[START AVAILABLE DATA]
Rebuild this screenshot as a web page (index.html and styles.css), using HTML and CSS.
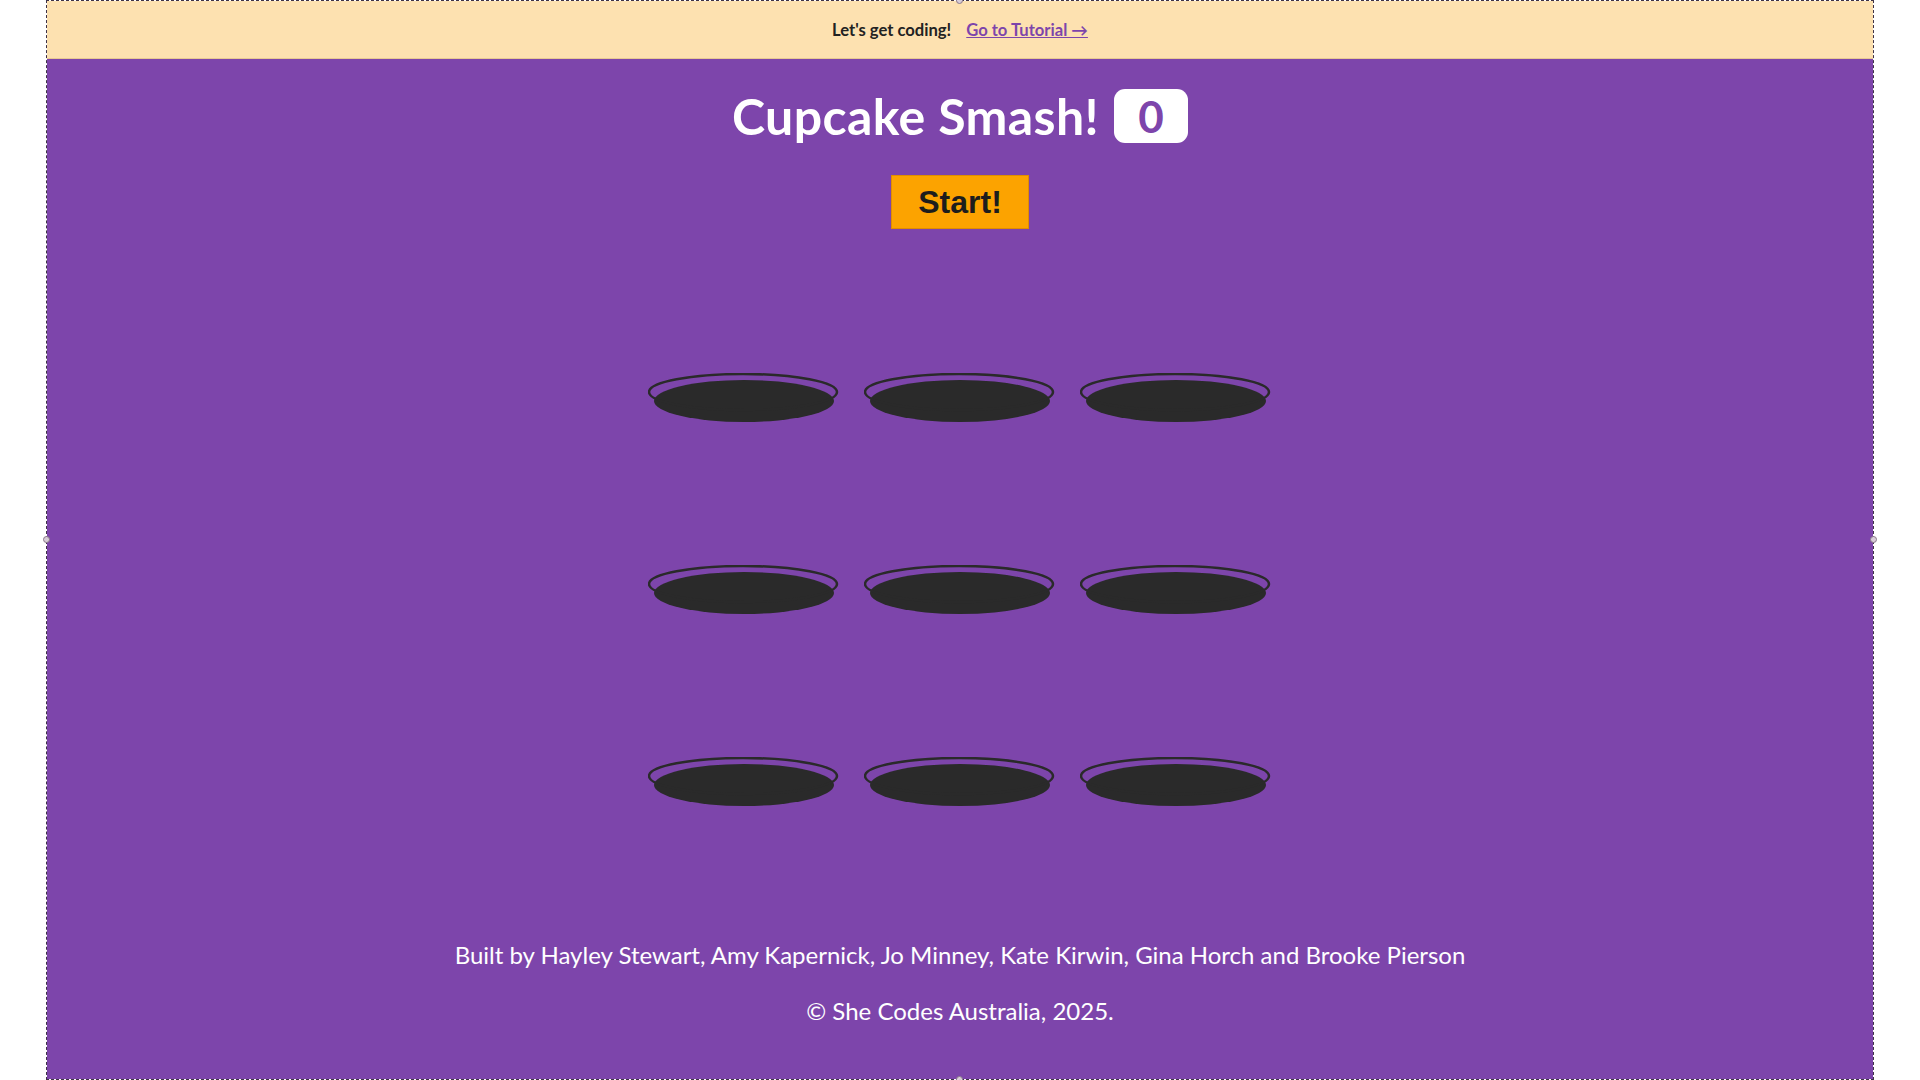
FILE: index.html
```html
<!DOCTYPE html>
<html lang="en">
<head>
<meta charset="utf-8">
<title>Cupcake Smash!</title>
<link rel="stylesheet" href="styles.css">
</head>
<body>
<div class="frame">
  <div class="banner">
    <span class="banner-text">Let's get coding!</span>
    <a class="banner-link" href="#">Go to Tutorial →</a>
  </div>
  <main class="game">
    <div class="title-row">
      <h1 class="title">Cupcake Smash!</h1>
      <span class="score">0</span>
    </div>
    <button class="start">Start!</button>
    <div class="grid">
      <div class="hole"><svg width="192" height="52" viewBox="0 0 192 52"><ellipse cx="96" cy="28" rx="90" ry="21" fill="#2a2a2a"/><ellipse cx="95" cy="19" rx="94" ry="18" fill="none" stroke="#2a2a2a" stroke-width="2.5"/></svg></div>
      <div class="hole"><svg width="192" height="52" viewBox="0 0 192 52"><ellipse cx="96" cy="28" rx="90" ry="21" fill="#2a2a2a"/><ellipse cx="95" cy="19" rx="94" ry="18" fill="none" stroke="#2a2a2a" stroke-width="2.5"/></svg></div>
      <div class="hole"><svg width="192" height="52" viewBox="0 0 192 52"><ellipse cx="96" cy="28" rx="90" ry="21" fill="#2a2a2a"/><ellipse cx="95" cy="19" rx="94" ry="18" fill="none" stroke="#2a2a2a" stroke-width="2.5"/></svg></div>
      <div class="hole"><svg width="192" height="52" viewBox="0 0 192 52"><ellipse cx="96" cy="28" rx="90" ry="21" fill="#2a2a2a"/><ellipse cx="95" cy="19" rx="94" ry="18" fill="none" stroke="#2a2a2a" stroke-width="2.5"/></svg></div>
      <div class="hole"><svg width="192" height="52" viewBox="0 0 192 52"><ellipse cx="96" cy="28" rx="90" ry="21" fill="#2a2a2a"/><ellipse cx="95" cy="19" rx="94" ry="18" fill="none" stroke="#2a2a2a" stroke-width="2.5"/></svg></div>
      <div class="hole"><svg width="192" height="52" viewBox="0 0 192 52"><ellipse cx="96" cy="28" rx="90" ry="21" fill="#2a2a2a"/><ellipse cx="95" cy="19" rx="94" ry="18" fill="none" stroke="#2a2a2a" stroke-width="2.5"/></svg></div>
      <div class="hole"><svg width="192" height="52" viewBox="0 0 192 52"><ellipse cx="96" cy="28" rx="90" ry="21" fill="#2a2a2a"/><ellipse cx="95" cy="19" rx="94" ry="18" fill="none" stroke="#2a2a2a" stroke-width="2.5"/></svg></div>
      <div class="hole"><svg width="192" height="52" viewBox="0 0 192 52"><ellipse cx="96" cy="28" rx="90" ry="21" fill="#2a2a2a"/><ellipse cx="95" cy="19" rx="94" ry="18" fill="none" stroke="#2a2a2a" stroke-width="2.5"/></svg></div>
      <div class="hole"><svg width="192" height="52" viewBox="0 0 192 52"><ellipse cx="96" cy="28" rx="90" ry="21" fill="#2a2a2a"/><ellipse cx="95" cy="19" rx="94" ry="18" fill="none" stroke="#2a2a2a" stroke-width="2.5"/></svg></div>
    </div>
    <footer class="credits">
      <p class="credits-line">Built by Hayley Stewart, Amy Kapernick, Jo Minney, Kate Kirwin, Gina Horch and Brooke Pierson</p>
      <p class="credits-line">© She Codes Australia, 2025.</p>
    </footer>
  </main>
  <span class="handle handle-top"></span>
  <span class="handle handle-bottom"></span>
  <span class="handle handle-left"></span>
  <span class="handle handle-right"></span>
</div>
</body>
</html>
```
FILE: styles.css
```css
html, body {
  margin: 0;
  padding: 0;
  background: #ffffff;
  height: 1080px;
  overflow: hidden;
}

.frame {
  position: relative;
  box-sizing: border-box;
  margin-left: 46px;
  width: 1828px;
  height: 1080px;
  border: 1px dashed #3e3246;
  display: flex;
  flex-direction: column;
  font-family: Lato, "Open Sans", sans-serif;
}

.banner {
  height: 57px;
  flex: 0 0 auto;
  background: #fde1b0;
  display: flex;
  align-items: center;
  justify-content: center;
  gap: 15px;
  font-size: 16.6px;
  border-bottom: 1px solid #e7c993;
}

.banner-text {
  font-weight: 700;
  color: #222;
}

.banner-link {
  font-weight: 700;
  color: #7d45ab;
  text-decoration: underline;
}

.game {
  flex: 1 1 auto;
  background: #7d45ab;
  display: flex;
  flex-direction: column;
  align-items: center;
}

.title-row {
  margin-top: 30px;
  display: flex;
  align-items: center;
  gap: 15px;
  height: 54px;
}

.title {
  margin: 0;
  color: #fff;
  font-size: 50px;
  font-weight: 700;
  line-height: 54px;
  letter-spacing: 0.4px;
}

.score {
  width: 74px;
  height: 54px;
  background: #fff;
  border-radius: 11px;
  color: #7d45ab;
  font-size: 44px;
  font-weight: 700;
  display: flex;
  align-items: center;
  justify-content: center;
  line-height: 1;
}

.start {
  margin-top: 32px;
  width: 138px;
  height: 54px;
  background: #fca300;
  border: 1px solid #e08d00;
  color: #1d1d1d;
  font-family: "Liberation Sans", Arial, sans-serif;
  font-weight: 700;
  font-size: 32px;
  padding: 0;
}

.grid {
  margin-top: 144px;
  display: grid;
  grid-template-columns: repeat(3, 192px);
  column-gap: 24px;
  row-gap: 140px;
}

.hole {
  width: 192px;
  height: 52px;
}

.hole svg {
  display: block;
}

.credits {
  margin-top: 130px;
  text-align: center;
  color: #fff;
  font-size: 24px;
}

.credits-line {
  margin: 0 0 24px 0;
  line-height: 32px;
}

.handle {
  position: absolute;
  width: 7px;
  height: 7px;
  border-radius: 50%;
  background: #d8ccd8;
  border: 1px solid #8a7a8a;
  box-sizing: border-box;
}

.handle-top { top: -4px; left: 50%; margin-left: -4px; }
.handle-bottom { bottom: -4px; left: 50%; margin-left: -4px; }
.handle-left { left: -4px; top: 50%; margin-top: -4px; }
.handle-right { right: -4px; top: 50%; margin-top: -4px; }
```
[END AVAILABLE DATA]
The data above should be repeated exactly, minus any pictures.

• RESULT OF THE EXERCISE
Rebuild this screenshot as a web page (index.html and styles.css), using HTML and CSS.
FILE: index.html
```html
<!DOCTYPE html>
<html lang="en">
<head>
<meta charset="utf-8">
<title>Cupcake Smash!</title>
<link rel="stylesheet" href="styles.css">
</head>
<body>
<div class="frame">
  <div class="banner">
    <span class="banner-text">Let's get coding!</span>
    <a class="banner-link" href="#">Go to Tutorial →</a>
  </div>
  <main class="game">
    <div class="title-row">
      <h1 class="title">Cupcake Smash!</h1>
      <span class="score">0</span>
    </div>
    <button class="start">Start!</button>
    <div class="grid">
      <div class="hole"><svg width="192" height="52" viewBox="0 0 192 52"><ellipse cx="96" cy="28" rx="90" ry="21" fill="#2a2a2a"/><ellipse cx="95" cy="19" rx="94" ry="18" fill="none" stroke="#2a2a2a" stroke-width="2.5"/></svg></div>
      <div class="hole"><svg width="192" height="52" viewBox="0 0 192 52"><ellipse cx="96" cy="28" rx="90" ry="21" fill="#2a2a2a"/><ellipse cx="95" cy="19" rx="94" ry="18" fill="none" stroke="#2a2a2a" stroke-width="2.5"/></svg></div>
      <div class="hole"><svg width="192" height="52" viewBox="0 0 192 52"><ellipse cx="96" cy="28" rx="90" ry="21" fill="#2a2a2a"/><ellipse cx="95" cy="19" rx="94" ry="18" fill="none" stroke="#2a2a2a" stroke-width="2.5"/></svg></div>
      <div class="hole"><svg width="192" height="52" viewBox="0 0 192 52"><ellipse cx="96" cy="28" rx="90" ry="21" fill="#2a2a2a"/><ellipse cx="95" cy="19" rx="94" ry="18" fill="none" stroke="#2a2a2a" stroke-width="2.5"/></svg></div>
      <div class="hole"><svg width="192" height="52" viewBox="0 0 192 52"><ellipse cx="96" cy="28" rx="90" ry="21" fill="#2a2a2a"/><ellipse cx="95" cy="19" rx="94" ry="18" fill="none" stroke="#2a2a2a" stroke-width="2.5"/></svg></div>
      <div class="hole"><svg width="192" height="52" viewBox="0 0 192 52"><ellipse cx="96" cy="28" rx="90" ry="21" fill="#2a2a2a"/><ellipse cx="95" cy="19" rx="94" ry="18" fill="none" stroke="#2a2a2a" stroke-width="2.5"/></svg></div>
      <div class="hole"><svg width="192" height="52" viewBox="0 0 192 52"><ellipse cx="96" cy="28" rx="90" ry="21" fill="#2a2a2a"/><ellipse cx="95" cy="19" rx="94" ry="18" fill="none" stroke="#2a2a2a" stroke-width="2.5"/></svg></div>
      <div class="hole"><svg width="192" height="52" viewBox="0 0 192 52"><ellipse cx="96" cy="28" rx="90" ry="21" fill="#2a2a2a"/><ellipse cx="95" cy="19" rx="94" ry="18" fill="none" stroke="#2a2a2a" stroke-width="2.5"/></svg></div>
      <div class="hole"><svg width="192" height="52" viewBox="0 0 192 52"><ellipse cx="96" cy="28" rx="90" ry="21" fill="#2a2a2a"/><ellipse cx="95" cy="19" rx="94" ry="18" fill="none" stroke="#2a2a2a" stroke-width="2.5"/></svg></div>
    </div>
    <footer class="credits">
      <p class="credits-line">Built by Hayley Stewart, Amy Kapernick, Jo Minney, Kate Kirwin, Gina Horch and Brooke Pierson</p>
      <p class="credits-line">© She Codes Australia, 2025.</p>
    </footer>
  </main>
  <span class="handle handle-top"></span>
  <span class="handle handle-bottom"></span>
  <span class="handle handle-left"></span>
  <span class="handle handle-right"></span>
</div>
</body>
</html>
```
FILE: styles.css
```css
html, body {
  margin: 0;
  padding: 0;
  background: #ffffff;
  height: 1080px;
  overflow: hidden;
}

.frame {
  position: relative;
  box-sizing: border-box;
  margin-left: 46px;
  width: 1828px;
  height: 1080px;
  border: 1px dashed #3e3246;
  display: flex;
  flex-direction: column;
  font-family: Lato, "Open Sans", sans-serif;
}

.banner {
  height: 57px;
  flex: 0 0 auto;
  background: #fde1b0;
  display: flex;
  align-items: center;
  justify-content: center;
  gap: 15px;
  font-size: 16.6px;
  border-bottom: 1px solid #e7c993;
}

.banner-text {
  font-weight: 700;
  color: #222;
}

.banner-link {
  font-weight: 700;
  color: #7d45ab;
  text-decoration: underline;
}

.game {
  flex: 1 1 auto;
  background: #7d45ab;
  display: flex;
  flex-direction: column;
  align-items: center;
}

.title-row {
  margin-top: 30px;
  display: flex;
  align-items: center;
  gap: 15px;
  height: 54px;
}

.title {
  margin: 0;
  color: #fff;
  font-size: 50px;
  font-weight: 700;
  line-height: 54px;
  letter-spacing: 0.4px;
}

.score {
  width: 74px;
  height: 54px;
  background: #fff;
  border-radius: 11px;
  color: #7d45ab;
  font-size: 44px;
  font-weight: 700;
  display: flex;
  align-items: center;
  justify-content: center;
  line-height: 1;
}

.start {
  margin-top: 32px;
  width: 138px;
  height: 54px;
  background: #fca300;
  border: 1px solid #e08d00;
  color: #1d1d1d;
  font-family: "Liberation Sans", Arial, sans-serif;
  font-weight: 700;
  font-size: 32px;
  padding: 0;
}

.grid {
  margin-top: 144px;
  display: grid;
  grid-template-columns: repeat(3, 192px);
  column-gap: 24px;
  row-gap: 140px;
}

.hole {
  width: 192px;
  height: 52px;
}

.hole svg {
  display: block;
}

.credits {
  margin-top: 130px;
  text-align: center;
  color: #fff;
  font-size: 24px;
}

.credits-line {
  margin: 0 0 24px 0;
  line-height: 32px;
}

.handle {
  position: absolute;
  width: 7px;
  height: 7px;
  border-radius: 50%;
  background: #d8ccd8;
  border: 1px solid #8a7a8a;
  box-sizing: border-box;
}

.handle-top { top: -4px; left: 50%; margin-left: -4px; }
.handle-bottom { bottom: -4px; left: 50%; margin-left: -4px; }
.handle-left { left: -4px; top: 50%; margin-top: -4px; }
.handle-right { right: -4px; top: 50%; margin-top: -4px; }
```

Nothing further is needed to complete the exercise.